Tag Archives: ME Kinkade

Love like Palmer/Gaiman

I had this whole other thing I was going to write about, and then Amanda Palmer happened.

Well, to be more accurate, Amanda Palmer has been happenin’ for quite awhile now, but what happened was I read her book/marriage review of her husband’s impending book: Neil Gaimain’s “The Ocean At the End of the Lane.”

It’s a beautiful, heart-rending piece, and despite her claiming she’s not much of a writer, she is so visceral and emotive that I can’t help but admire her. She’s like a rock star e.e. cummings.

I mean, just look at this:

and for a second i felt what it must feel like to wait in a line for five hours and have him sign a book that changed your life.
to stand not in admiration of the husband writer, the writer who wants his tea but not with the milk hot because then it’s just wrong, the writer who won’t remember what time he said he’d meet you, the writer who has to sign 12,000 copies of his new book that’s a bestseller before it hits the shelves and actually that’s really annoying because i’m slightly jealous of his instant success no matter what he does, the writer who gets irritated when i leave too many clothes on the floor and he can’t get to the bathroom, the writer who is awkward and has a hard time in party situations when he feels he doesn’t understand the social hierarchy, the writer who is not really a writer are you kidding me he’s just some snoring heap of flesh beside me, sweating and breathing and grinding his teeth and probably dreaming the kinds of dreams that neil gaimans dream, full of dreams and wishes and magic and wonder and all the shit that can drive me crazy if i’m not in the right mood for it….no…the WRITER. the man who actually takes a pen to a paper and writes things and creates a believable world that sucks you in and spits you out, its logic embedded in your mind forevermore. that. i saw THAT. and i love THAT so much, the fact that he can DO that…and i don’t get to see that most of the time. i’m too busy looking at the man. as it should be, i think.
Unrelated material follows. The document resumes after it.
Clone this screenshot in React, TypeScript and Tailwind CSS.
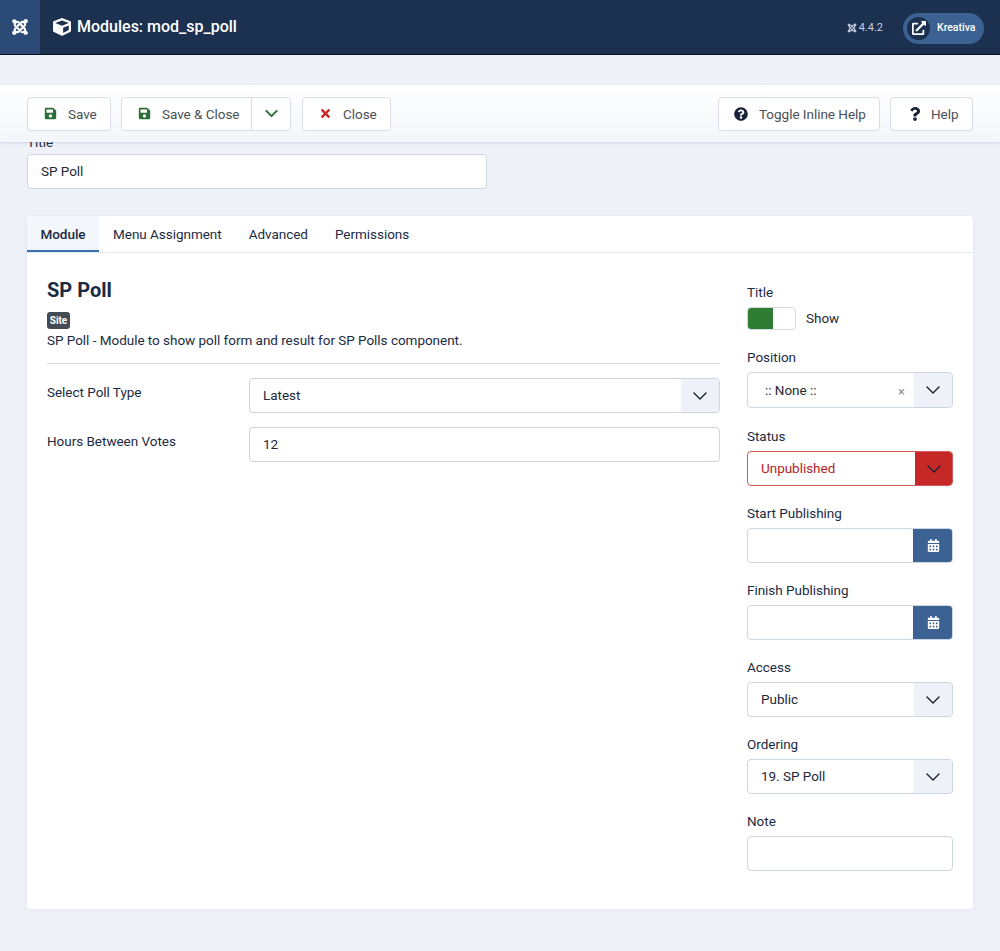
import { FaCalendarAlt, FaCube, FaExternalLinkAlt, FaJoomla, FaQuestion, FaQuestionCircle, FaSave, FaTimes } from "react-icons/fa"
import { ChevronDown } from "lucide-react"
import type { ReactNode } from "react"

function ToolButton({ icon, label, className = "" }: { icon: ReactNode; label: string; className?: string }) {
  return (
    <button className={`h-[34px] flex items-center bg-white border border-[#d8dde6] rounded text-[13.5px] tracking-[-0.03px] text-[#495057] ${className}`}>
      {icon}
      <span className="pt-px">{label}</span>
    </button>
  )
}

function Field({ label, children }: { label: string; children: ReactNode }) {
  return (
    <div className="mb-[15px]">
      <div className="h-[24px] mb-[3px] flex items-center text-[#1c2b44]">{label}</div>
      {children}
    </div>
  )
}

function SelectBox({ value }: { value: string }) {
  return (
    <div className="h-[35px] flex items-center bg-white border border-[#cdd5e3] rounded overflow-hidden">
      <span className="flex-1 pl-[13px] text-[#1f2937]">{value}</span>
      <span className="w-[38px] h-full bg-[#eef1f8] flex items-center justify-center">
        <ChevronDown size={24} strokeWidth={1.4} className="text-[#16202e]" />
      </span>
    </div>
  )
}

function DateBox() {
  return (
    <div className="h-[35px] flex bg-white border border-[#cdd5e3] rounded overflow-hidden">
      <span className="flex-1" />
      <span className="w-[40px] -my-px -mr-px bg-[#3b6292] flex items-center justify-center text-white">
        <FaCalendarAlt size={13} />
      </span>
    </div>
  )
}

export default function App() {
  return (
    <div className="min-h-[951px] bg-[#eef1f8] font-['Roboto',sans-serif] text-[13.5px] tracking-[-0.03px] text-[#1c2b44]">
      <header className="h-[55px] flex items-center bg-[#1c3050] border-b border-[#0b1220] text-white tracking-normal">
        <div className="w-[40px] h-full bg-[#2b4a75] flex items-center justify-center">
          <FaJoomla size={18} />
        </div>
        <FaCube size={18} className="ml-[13px]" />
        <h1 className="ml-[6px] text-[16px] font-medium">Modules: mod_sp_poll</h1>
        <div className="ml-auto mt-[2px] mr-px flex items-center text-[11px] text-[#c3cede] gap-[2px]">
          <FaJoomla size={10} />
          <span>4.4.2</span>
        </div>
        <div className="ml-[19px] mt-[2px] mr-[16px] w-[81px] h-[31px] rounded-full bg-[#3b6292] flex items-center pl-[4px]">
          <span className="w-[23px] h-[23px] rounded-full bg-[#1c3050] flex items-center justify-center">
            <FaExternalLinkAlt size={14} />
          </span>
          <span className="ml-[7px] text-[10.5px] font-medium">Kreativa</span>
        </div>
      </header>

      <div className="relative z-10 mt-[30px] h-[57px] flex items-center px-[27px] bg-gradient-to-b from-white to-[#f3f6fa] shadow-[0_1px_3px_rgba(30,50,80,0.15)]">
        <ToolButton className="w-[84px] pl-[16px]" icon={<FaSave size={13} className="text-[#2b6e36] mr-[11px]" />} label="Save" />
        <div className="ml-[10px] h-[34px] flex bg-white border border-[#d8dde6] rounded text-[#495057]">
          <button className="w-[129px] pl-[16px] flex items-center">
            <FaSave size={13} className="text-[#2b6e36] mr-[11px]" />
            <span className="pt-px">Save &amp; Close</span>
          </button>
          <button className="w-[39px] border-l border-[#d8dde6] flex items-center justify-center">
            <ChevronDown size={21} strokeWidth={2.2} className="text-[#2b6e36]" />
          </button>
        </div>
        <ToolButton className="ml-[11px] w-[89px] pl-[16px]" icon={<FaTimes size={13} className="text-[#c62828] mr-[11px]" />} label="Close" />
        <ToolButton className="ml-auto w-[162px] pl-[15px]" icon={<FaQuestionCircle size={14} className="text-[#16233a] mr-[11px]" />} label="Toggle Inline Help" />
        <ToolButton className="ml-[10px] w-[83px] pl-[17px]" icon={<FaQuestion size={14} className="text-[#16233a] mr-[9px]" />} label="Help" />
      </div>

      <main className="px-[27px]">
        <div className="-mt-[12px] h-[24px] flex items-center">Title</div>
        <div className="w-[460px] h-[35px] flex items-center px-[13px] bg-white border border-[#cdd5e3] rounded text-[#1f2937]">SP Poll</div>

        <section className="mt-[27px] h-[693px] bg-white rounded shadow-[0_1px_4px_rgba(30,50,80,0.06)]">
          <nav className="h-[37px] flex border-b border-[#e3e7ee]">
            <div className="w-[72px] h-[36px] pt-[2px] flex items-center justify-center font-medium bg-[#f3f6fa] border-b-2 border-[#3b6fae]">Module</div>
            <div className="ml-[14px] flex items-center">Menu Assignment</div>
            <div className="ml-[27px] flex items-center">Advanced</div>
            <div className="ml-[27px] flex items-center">Permissions</div>
          </nav>

          <div className="flex px-[20px] pt-[27px]">
            <div className="w-[673px]">
              <h2 className="h-[24px] flex items-center text-[20px] tracking-normal font-bold mt-[-2px]">SP Poll</h2>
              <span className="mt-[10px] block w-[23px] h-[17px] rounded-[3px] bg-[#434b55] text-white text-[10px] font-bold leading-[17px] text-center">Site</span>
              <p className="h-[22px] flex items-center">SP Poll - Module to show poll form and result for SP Polls component.</p>
              <hr className="mt-[12px] border-t border-[#d5d9e0]" />
              <div className="mt-[14px] flex">
                <label className="w-[202px] h-[28px] flex items-center">Select Poll Type</label>
                <div className="flex-1"><SelectBox value="Latest" /></div>
              </div>
              <div className="mt-[14px] flex">
                <label className="w-[202px] h-[28px] flex items-center">Hours Between Votes</label>
                <div className="flex-1 h-[35px] flex items-center pb-px px-[13px] bg-white border border-[#cdd5e3] rounded text-[#1f2937]">12</div>
              </div>
            </div>

            <aside className="ml-[27px] w-[206px]">
              <div className="mb-[15px]">
                <div className="h-[24px] mb-[3px] flex items-center">Title</div>
                <div className="flex items-center">
                  <div className="w-[49px] h-[23px] border border-[#d3d9e3] rounded bg-white overflow-hidden">
                    <div className="w-[25px] h-full bg-[#2e7d32]" />
                  </div>
                  <span className="ml-[10px] text-[#1f2937]">Show</span>
                </div>
              </div>
              <div className="mb-[16px]">
                <div className="h-[24px] mb-[3px] flex items-center">Position</div>
                <div className="h-[36px] flex items-center bg-white border border-[#cdd5e3] rounded overflow-hidden">
                  <span className="flex-1 pl-[17px] text-[#1f2937]">:: None ::</span>
                  <span className="mr-[9px] mt-[3px] text-[13px] text-[#868e96]">×</span>
                  <span className="w-[38px] h-full bg-[#eef1f8] flex items-center justify-center">
                    <ChevronDown size={24} strokeWidth={1.4} className="text-[#16202e]" />
                  </span>
                </div>
              </div>
              <Field label="Status">
                <div className="h-[35px] flex items-center bg-white border border-[#cf5a5a] rounded overflow-hidden">
                  <span className="flex-1 pl-[13px] text-[#b71c1c]">Unpublished</span>
                  <span className="w-[37px] h-full bg-[#c62828] flex items-center justify-center">
                    <ChevronDown size={24} strokeWidth={1.4} className="text-[#16202e]" />
                  </span>
                </div>
              </Field>
              <Field label="Start Publishing"><DateBox /></Field>
              <Field label="Finish Publishing"><DateBox /></Field>
              <Field label="Access"><SelectBox value="Public" /></Field>
              <Field label="Ordering"><SelectBox value="19. SP Poll" /></Field>
              <Field label="Note">
                <div className="h-[35px] bg-white border border-[#cdd5e3] rounded" />
              </Field>
            </aside>
          </div>
        </section>
      </main>
    </div>
  )
}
Now I probably should just leave it at that because he’s one of my all-time favorite authors and I have the absolute privilege of being one of those people who gets to stand in line for 5 hours so he can sign my book next week when he comes to town to talk about his book on his last-ever book tour, and if I keep writing there’s a slim slim slim chance he might actually read what I say and then I’ll be embarrassed later.

But I’ve thought this awhile so I’m going to just go ahead and say it: I am in awe of that pair.

Neil Gaiman and Amanda Palmer. How can you not love them?

I’m pretty much in awe of them separately, of course.

I mean, Neil Gaiman, master of  your dreams and nightmares. He taps into literary visions you only wish you could grasp. He’s got an impossible mop of hair, a sonorous voice I wish I could bottle because I’d listen to it every night, a consistently black wardrobe, and a charming dry wit. He’s just precious, and yet also scary, like a beautiful snake that you think won’t bite you but seems like maybe it’s poisonous; at least, it’s been somewhere you’re afraid to go.

And then there’s Amanda Palmer. Frankly, she scares the pants off me. She’s so unafraid, unflinching in front of a crowd or a feeling. (Go watch her TED talk if you’re not sure about that). She does this beautiful zany thing with her eyebrows, and her music is so daring and interesting (ok, I admit that I don’t always get it. But I do always feel it). I’m terrified of her, but I also wish I could be like her, so avant-guard and free and magical.

And then they had to go and get together. And now they provide a whole ‘nother kind of inspiration.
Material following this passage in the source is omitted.